- Alliterations. Dungeons and Dragons, Labyrinth Lords, Tunnels and Trolls; while they're all classic games, they're not what the game should be compared with. This game isn't classic, and it's not particularly old-fashioned, although older roleplaying games are its main focus. It also has a good mix of some independent games, Forge-style, if you will. But trying to have a slightly silly name reminiscent of the old classic isn't something that I relish. To people that like D&D, they'll still play D&D. For people that don't like it, they'll have to waste their valuable first impression time on insisting that it's not like D&D even though it has an alliteration.

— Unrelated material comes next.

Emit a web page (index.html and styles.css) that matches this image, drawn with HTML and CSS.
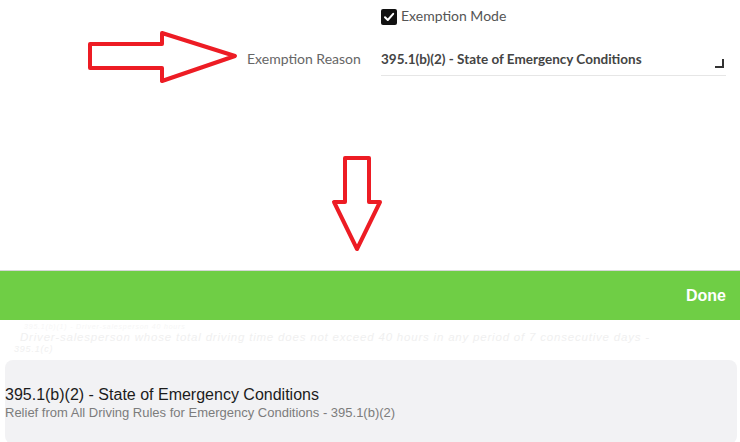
FILE: index.html
```html
<!DOCTYPE html>
<html lang="en">
<head>
    <meta charset="UTF-8">
    <meta name="viewport" content="width=device-width, initial-scale=1.0">
    <title>Exemption Reason</title>
    <link rel="stylesheet" href="styles.css">
</head>
<body>

    <div class="form">
        <div class="mode-row">
            <span class="checkbox">
                <svg width="12" height="12" viewBox="0 0 12 12"><path d="M2 6.2 L4.8 9 L10.2 2.8" fill="none" stroke="#fff" stroke-width="2" stroke-linecap="round" stroke-linejoin="round"/></svg>
            </span>
            <span class="mode-label">Exemption Mode</span>
        </div>

        <div class="reason-row">
            <svg class="arrow-right" width="152" height="54" viewBox="0 0 152 54">
                <path d="M3 13 H75 V2 L148 25 L75 50 V37 H3 Z" fill="none" stroke="#ed1c24" stroke-width="4" stroke-linejoin="round"/>
            </svg>
            <span class="reason-label">Exemption Reason</span>
            <div class="reason-field">
                <span>395.1(b)(2) - State of Emergency Conditions</span>
                <span class="corner"></span>
            </div>
        </div>

        <div class="arrow-down-wrap">
            <svg width="54" height="98" viewBox="0 0 54 98">
                <path d="M15 3 H39 V47 H50 L27 94 L4 47 H15 Z" fill="none" stroke="#ed1c24" stroke-width="4" stroke-linejoin="round"/>
            </svg>
        </div>
    </div>

    <div class="picker">
        <div class="toolbar">
            <span class="done">Done</span>
        </div>
        <div class="wheel-faded">
            <p class="faded-top">395.1(b)(1) - Driver-salesperson 40 hours</p>
            <p class="faded-main">Driver-salesperson whose total driving time does not exceed 40 hours in any period of 7 consecutive days -</p>
            <p class="faded-code">395.1(c)</p>
        </div>
        <div class="selected">
            <div class="selected-title">395.1(b)(2) - State of Emergency Conditions</div>
            <div class="selected-sub">Relief from All Driving Rules for Emergency Conditions - 395.1(b)(2)</div>
        </div>
    </div>

</body>
</html>
```
FILE: styles.css
```css
body {
    margin: 0;
    background-color: #fff;
    font-family: Lato, "Open Sans", sans-serif;
    overflow: hidden;
}

.form {
    height: 270px;
}

.mode-row {
    display: flex;
    align-items: center;
    padding: 8px 0 0 381px;
    height: 17px;
}

.checkbox {
    width: 16px;
    height: 16px;
    background-color: #111;
    border-radius: 2px;
    display: flex;
    align-items: center;
    justify-content: center;
    margin-right: 4px;
}

.mode-label {
    font-size: 14px;
    color: #555;
    margin-top: -2px;
}

.reason-row {
    display: flex;
    align-items: center;
    margin-top: 6px;
    padding-left: 87px;
}

.arrow-right {
    display: block;
}

.reason-label {
    font-size: 14px;
    color: #666;
    margin-left: 8px;
    width: 134px;
}

.reason-field {
    width: 345px;
    height: 32px;
    margin-top: 2px;
    border-bottom: 1px solid #e6e6e6;
    display: flex;
    align-items: center;
    justify-content: space-between;
    font-size: 13.5px;
    font-weight: 700;
    color: #444;
}

.corner {
    width: 7px;
    height: 7px;
    border-right: 2px solid #333;
    border-bottom: 2px solid #333;
    margin: 10px 2px 0 0;
}

.arrow-down-wrap {
    margin-top: 70px;
    padding-left: 330px;
}

.arrow-down-wrap svg {
    display: block;
}

.picker {
    font-family: "Liberation Sans", Arial, sans-serif;
}

.toolbar {
    height: 49px;
    background-color: #6fce45;
    border-top: 1px solid #d6d6d6;
    display: flex;
    align-items: center;
    justify-content: flex-end;
    padding-right: 14px;
}

.done {
    color: #fff;
    font-size: 16px;
    font-weight: bold;
}

.wheel-faded {
    height: 40px;
    color: #f0f0f0;
    font-style: italic;
    letter-spacing: 0.8px;
    overflow: hidden;
    padding-top: 2px;
    box-sizing: border-box;
}

.wheel-faded p {
    margin: 0;
}

.faded-top {
    font-size: 7px;
    line-height: 9px;
    padding-left: 24px;
    color: #f6f6f6;
}

.faded-main {
    font-size: 11.5px;
    line-height: 13px;
    padding-left: 20px;
}

.faded-code {
    font-size: 9px;
    line-height: 11px;
    padding-left: 14px;
}

.selected {
    margin: 0 3px 0 5px;
    height: 84px;
    background-color: #f2f2f4;
    border-radius: 8px;
    padding-top: 26px;
    box-sizing: border-box;
}

.selected-title {
    font-size: 16px;
    color: #1c1c1c;
}

.selected-sub {
    font-size: 13px;
    color: #7c7c7c;
    margin-top: 1px;
}
```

- Long, Wordy Names. I haven't the testicular fortitude to name a game something like Lamentations of the Flame Princess or Descent: Journeys in the Dark (which isn't strictly a roleplaying game, but c'mon), or Warhammer Fantasy Roleplay. They imply a certain grandiosity that makes one think of five hundred page games with complex, interlayering rules that I dislike. If my game gets to be more than 50 pages, I'll be shocked and probably have to cut something. My inspiration is the Little Brown Books, not the Encyclopedia Britannica that is 4th edition D&D. Long titles suggest long-winded writing, and a certain lack of economy of words.
- Acronyms. GURPS is a horrible name. Horrible. I don't care what it stands for, when one says the acronym it sounds like a vulgarism for vomit. And if you say it out, it's another Long, Wordy Name.
- Colons. White Wolf lives off of acronyms, and they make buyers sound like idiots. What do they call a game about Vampires? Vampire: The Masquerade or Vampire: The Requiem. I realize that the game is marketed towards people who are interested in a "gothic roleplaying game", but the game would have had a much, much better title of just "Requiem" or "Masquerade." For another stinker, try "Mage: The Awakening." Again, just Awakening would have been a much, much better name. I just don't understand the point of having such a formulaic name. No, "Subject: The Descriptor" is straight out.
I'm currently toying with sticking one-word titles on top of my rough draft and seeing what sticks. For example, the name "Portcullis" makes it sound like a game about defending keeps and "Iron Gauntlet" makes me think of power metal and arcade games.
Clearly, naming a game is an art more than a science, and unfortunately, I'm a poor artist.